» **Problem requirements**: From the entries that follow, extract each line holding the string "this".

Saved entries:
++++++++++++++++++++

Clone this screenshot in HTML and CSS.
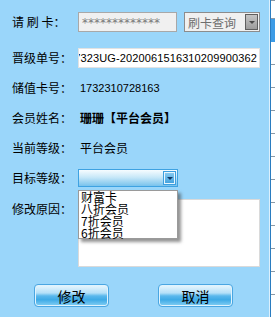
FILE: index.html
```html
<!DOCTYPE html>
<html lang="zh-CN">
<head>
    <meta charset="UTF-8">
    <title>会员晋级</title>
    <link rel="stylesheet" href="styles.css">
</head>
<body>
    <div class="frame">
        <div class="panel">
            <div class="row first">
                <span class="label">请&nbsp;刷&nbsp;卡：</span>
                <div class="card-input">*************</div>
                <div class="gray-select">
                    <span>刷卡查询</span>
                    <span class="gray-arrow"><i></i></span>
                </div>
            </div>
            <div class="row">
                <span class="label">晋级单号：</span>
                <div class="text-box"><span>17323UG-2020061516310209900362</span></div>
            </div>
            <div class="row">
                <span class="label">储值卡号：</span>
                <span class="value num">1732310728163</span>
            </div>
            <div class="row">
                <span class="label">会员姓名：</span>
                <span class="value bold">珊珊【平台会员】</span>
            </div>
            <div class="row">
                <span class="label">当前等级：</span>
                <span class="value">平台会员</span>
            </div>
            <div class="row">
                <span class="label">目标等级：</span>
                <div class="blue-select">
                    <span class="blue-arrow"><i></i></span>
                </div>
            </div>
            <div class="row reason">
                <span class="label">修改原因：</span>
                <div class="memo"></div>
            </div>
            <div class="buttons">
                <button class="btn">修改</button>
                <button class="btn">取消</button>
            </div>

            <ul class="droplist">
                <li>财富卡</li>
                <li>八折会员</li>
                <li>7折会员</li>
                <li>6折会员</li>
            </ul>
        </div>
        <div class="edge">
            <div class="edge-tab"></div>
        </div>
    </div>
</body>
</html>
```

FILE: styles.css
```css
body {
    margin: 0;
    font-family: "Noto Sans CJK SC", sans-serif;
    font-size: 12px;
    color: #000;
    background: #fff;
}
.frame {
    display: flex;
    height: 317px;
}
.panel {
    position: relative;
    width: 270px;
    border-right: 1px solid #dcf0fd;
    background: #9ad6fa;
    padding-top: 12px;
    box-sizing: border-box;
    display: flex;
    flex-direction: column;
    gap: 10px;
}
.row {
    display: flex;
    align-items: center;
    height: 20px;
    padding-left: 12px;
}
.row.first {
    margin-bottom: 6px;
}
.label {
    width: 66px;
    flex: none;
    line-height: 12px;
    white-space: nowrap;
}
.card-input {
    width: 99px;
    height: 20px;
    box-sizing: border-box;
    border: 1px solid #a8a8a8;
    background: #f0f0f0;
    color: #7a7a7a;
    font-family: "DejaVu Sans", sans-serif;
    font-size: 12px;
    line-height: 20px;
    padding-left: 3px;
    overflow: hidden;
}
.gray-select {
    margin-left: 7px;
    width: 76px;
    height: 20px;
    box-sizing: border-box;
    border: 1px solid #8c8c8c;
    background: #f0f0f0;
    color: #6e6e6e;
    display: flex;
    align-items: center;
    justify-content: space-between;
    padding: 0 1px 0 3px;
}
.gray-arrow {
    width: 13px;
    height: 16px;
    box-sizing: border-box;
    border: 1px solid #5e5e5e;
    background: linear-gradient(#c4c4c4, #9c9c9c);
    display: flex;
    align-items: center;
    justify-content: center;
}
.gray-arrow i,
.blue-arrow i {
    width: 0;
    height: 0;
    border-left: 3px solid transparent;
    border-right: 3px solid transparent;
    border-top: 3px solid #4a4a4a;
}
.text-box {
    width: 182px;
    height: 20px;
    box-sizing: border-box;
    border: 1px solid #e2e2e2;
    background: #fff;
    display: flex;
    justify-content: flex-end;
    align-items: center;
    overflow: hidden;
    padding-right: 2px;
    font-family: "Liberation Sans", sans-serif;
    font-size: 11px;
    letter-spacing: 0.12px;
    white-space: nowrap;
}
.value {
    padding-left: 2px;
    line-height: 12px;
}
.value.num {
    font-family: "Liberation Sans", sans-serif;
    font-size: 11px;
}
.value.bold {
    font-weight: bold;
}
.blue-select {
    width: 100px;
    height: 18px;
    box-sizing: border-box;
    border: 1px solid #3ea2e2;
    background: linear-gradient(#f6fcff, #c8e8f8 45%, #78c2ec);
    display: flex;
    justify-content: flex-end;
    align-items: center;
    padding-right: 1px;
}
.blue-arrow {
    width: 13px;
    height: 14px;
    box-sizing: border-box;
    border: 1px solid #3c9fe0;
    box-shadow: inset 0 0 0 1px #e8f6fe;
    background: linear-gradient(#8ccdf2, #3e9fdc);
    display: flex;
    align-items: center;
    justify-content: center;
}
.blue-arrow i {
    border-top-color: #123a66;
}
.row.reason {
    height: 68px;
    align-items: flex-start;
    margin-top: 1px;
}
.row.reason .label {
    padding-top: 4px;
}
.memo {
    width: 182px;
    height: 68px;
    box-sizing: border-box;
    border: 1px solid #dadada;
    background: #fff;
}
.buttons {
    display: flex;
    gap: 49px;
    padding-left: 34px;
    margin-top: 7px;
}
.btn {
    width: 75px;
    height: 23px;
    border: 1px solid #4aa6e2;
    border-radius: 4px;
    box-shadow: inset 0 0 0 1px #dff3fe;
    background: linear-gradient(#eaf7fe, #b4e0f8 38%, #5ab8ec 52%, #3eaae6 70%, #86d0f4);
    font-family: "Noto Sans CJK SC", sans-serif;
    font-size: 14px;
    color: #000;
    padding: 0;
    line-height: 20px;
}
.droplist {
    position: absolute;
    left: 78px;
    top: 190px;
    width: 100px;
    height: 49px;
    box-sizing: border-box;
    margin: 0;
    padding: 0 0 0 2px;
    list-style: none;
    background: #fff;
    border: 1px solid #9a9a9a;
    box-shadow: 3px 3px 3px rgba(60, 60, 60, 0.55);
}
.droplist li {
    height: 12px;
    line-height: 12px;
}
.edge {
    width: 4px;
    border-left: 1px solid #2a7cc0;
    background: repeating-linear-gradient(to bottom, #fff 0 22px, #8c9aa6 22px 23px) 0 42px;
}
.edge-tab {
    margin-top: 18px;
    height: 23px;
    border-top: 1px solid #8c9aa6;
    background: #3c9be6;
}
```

++++++++++++++++++++

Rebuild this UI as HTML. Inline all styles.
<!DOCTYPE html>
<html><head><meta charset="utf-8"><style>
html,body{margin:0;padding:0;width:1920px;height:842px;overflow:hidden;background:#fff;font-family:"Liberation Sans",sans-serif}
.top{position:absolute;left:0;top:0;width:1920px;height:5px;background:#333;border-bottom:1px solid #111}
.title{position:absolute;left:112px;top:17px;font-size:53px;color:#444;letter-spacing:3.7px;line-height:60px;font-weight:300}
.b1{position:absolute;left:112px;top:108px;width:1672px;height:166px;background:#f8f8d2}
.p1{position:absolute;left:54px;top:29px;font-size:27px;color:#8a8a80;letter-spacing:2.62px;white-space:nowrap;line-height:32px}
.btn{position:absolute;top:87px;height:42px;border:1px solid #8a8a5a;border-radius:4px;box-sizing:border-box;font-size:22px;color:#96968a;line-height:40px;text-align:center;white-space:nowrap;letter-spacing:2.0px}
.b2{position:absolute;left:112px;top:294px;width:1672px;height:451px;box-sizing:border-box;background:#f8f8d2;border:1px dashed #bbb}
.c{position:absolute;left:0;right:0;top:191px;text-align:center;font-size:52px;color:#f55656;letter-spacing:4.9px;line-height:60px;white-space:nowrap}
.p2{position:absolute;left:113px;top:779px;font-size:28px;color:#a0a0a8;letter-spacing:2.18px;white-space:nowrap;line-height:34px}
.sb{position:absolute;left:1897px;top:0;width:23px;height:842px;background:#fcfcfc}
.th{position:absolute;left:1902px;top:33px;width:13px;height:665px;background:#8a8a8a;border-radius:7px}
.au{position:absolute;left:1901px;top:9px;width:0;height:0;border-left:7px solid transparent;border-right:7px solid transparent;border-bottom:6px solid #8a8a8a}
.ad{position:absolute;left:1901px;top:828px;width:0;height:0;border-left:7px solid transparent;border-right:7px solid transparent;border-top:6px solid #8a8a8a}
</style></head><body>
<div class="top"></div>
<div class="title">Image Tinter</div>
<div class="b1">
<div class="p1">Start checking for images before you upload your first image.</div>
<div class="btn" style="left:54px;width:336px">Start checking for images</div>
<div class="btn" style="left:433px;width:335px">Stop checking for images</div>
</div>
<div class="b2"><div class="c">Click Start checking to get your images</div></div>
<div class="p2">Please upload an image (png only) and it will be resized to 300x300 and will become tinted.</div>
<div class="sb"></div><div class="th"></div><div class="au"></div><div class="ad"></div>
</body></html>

++++++++++++++++++++

» **Finished answer**:
Clone this screenshot in HTML and CSS.
Rebuild this UI as HTML. Inline all styles.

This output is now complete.